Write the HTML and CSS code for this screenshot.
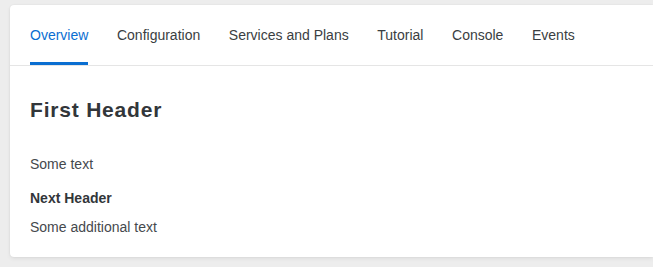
FILE: index.html
```html
<!DOCTYPE html>
<html>
<head>
<meta charset="utf-8">
<link rel="stylesheet" href="styles.css">
</head>
<body>
<div class="page">
  <div class="card">
    <nav class="tabs">
      <div class="tab active">Overview</div>
      <div class="tab">Configuration</div>
      <div class="tab">Services and Plans</div>
      <div class="tab">Tutorial</div>
      <div class="tab">Console</div>
      <div class="tab">Events</div>
    </nav>
    <div class="content">
      <h1 class="title">First Header</h1>
      <p class="text">Some text</p>
      <h2 class="subtitle">Next Header</h2>
      <p class="text">Some additional text</p>
    </div>
  </div>
</div>
</body>
</html>
```
FILE: styles.css
```css
html, body {
  margin: 0;
  padding: 0;
  background: #ededed;
  font-family: "Liberation Sans", Arial, sans-serif;
  color: #32363a;
}
.page {
  padding: 5px 0 10px 10px;
}
.card {
  background: #fff;
  border-radius: 4px 0 0 4px;
  box-shadow: 0 0 2px rgba(0,0,0,0.08), 0 2px 4px rgba(0,0,0,0.06);
  height: 252px;
  box-sizing: border-box;
}
.tabs {
  display: flex;
  gap: 28.6px;
  padding: 0 20px;
  height: 60px;
  border-bottom: 1px solid #e5e5e5;
}
.tab {
  display: flex;
  align-items: center;
  font-size: 14px;
  color: #3a3e42;
  border-bottom: 3px solid transparent;
  padding-top: 3px;
}
.tab.active {
  color: #0a6ed1;
  border-bottom-color: #0a6ed1;
}
.content {
  padding: 0 20px;
}
.title {
  margin: 0;
  padding-top: 31px;
  font-size: 21px;
  letter-spacing: 0.8px;
  font-weight: bold;
  line-height: 26px;
}
.text {
  margin: 0;
  font-size: 14px;
  line-height: 20px;
  color: #45494d;
}
.title + .text {
  margin-top: 31px;
}
.subtitle {
  margin: 14px 0 9px;
  font-size: 14px;
  font-weight: bold;
  line-height: 20px;
}
```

◆ ◆ ◆ ◆

* **PROBLEM DESCRIPTION**:
Leave out the pictures and give the listing above again exactly.

* **WRITTEN SOLUTION**:
Write the HTML and CSS code for this screenshot.
FILE: index.html
```html
<!DOCTYPE html>
<html>
<head>
<meta charset="utf-8">
<link rel="stylesheet" href="styles.css">
</head>
<body>
<div class="page">
  <div class="card">
    <nav class="tabs">
      <div class="tab active">Overview</div>
      <div class="tab">Configuration</div>
      <div class="tab">Services and Plans</div>
      <div class="tab">Tutorial</div>
      <div class="tab">Console</div>
      <div class="tab">Events</div>
    </nav>
    <div class="content">
      <h1 class="title">First Header</h1>
      <p class="text">Some text</p>
      <h2 class="subtitle">Next Header</h2>
      <p class="text">Some additional text</p>
    </div>
  </div>
</div>
</body>
</html>
```
FILE: styles.css
```css
html, body {
  margin: 0;
  padding: 0;
  background: #ededed;
  font-family: "Liberation Sans", Arial, sans-serif;
  color: #32363a;
}
.page {
  padding: 5px 0 10px 10px;
}
.card {
  background: #fff;
  border-radius: 4px 0 0 4px;
  box-shadow: 0 0 2px rgba(0,0,0,0.08), 0 2px 4px rgba(0,0,0,0.06);
  height: 252px;
  box-sizing: border-box;
}
.tabs {
  display: flex;
  gap: 28.6px;
  padding: 0 20px;
  height: 60px;
  border-bottom: 1px solid #e5e5e5;
}
.tab {
  display: flex;
  align-items: center;
  font-size: 14px;
  color: #3a3e42;
  border-bottom: 3px solid transparent;
  padding-top: 3px;
}
.tab.active {
  color: #0a6ed1;
  border-bottom-color: #0a6ed1;
}
.content {
  padding: 0 20px;
}
.title {
  margin: 0;
  padding-top: 31px;
  font-size: 21px;
  letter-spacing: 0.8px;
  font-weight: bold;
  line-height: 26px;
}
.text {
  margin: 0;
  font-size: 14px;
  line-height: 20px;
  color: #45494d;
}
.title + .text {
  margin-top: 31px;
}
.subtitle {
  margin: 14px 0 9px;
  font-size: 14px;
  font-weight: bold;
  line-height: 20px;
}
```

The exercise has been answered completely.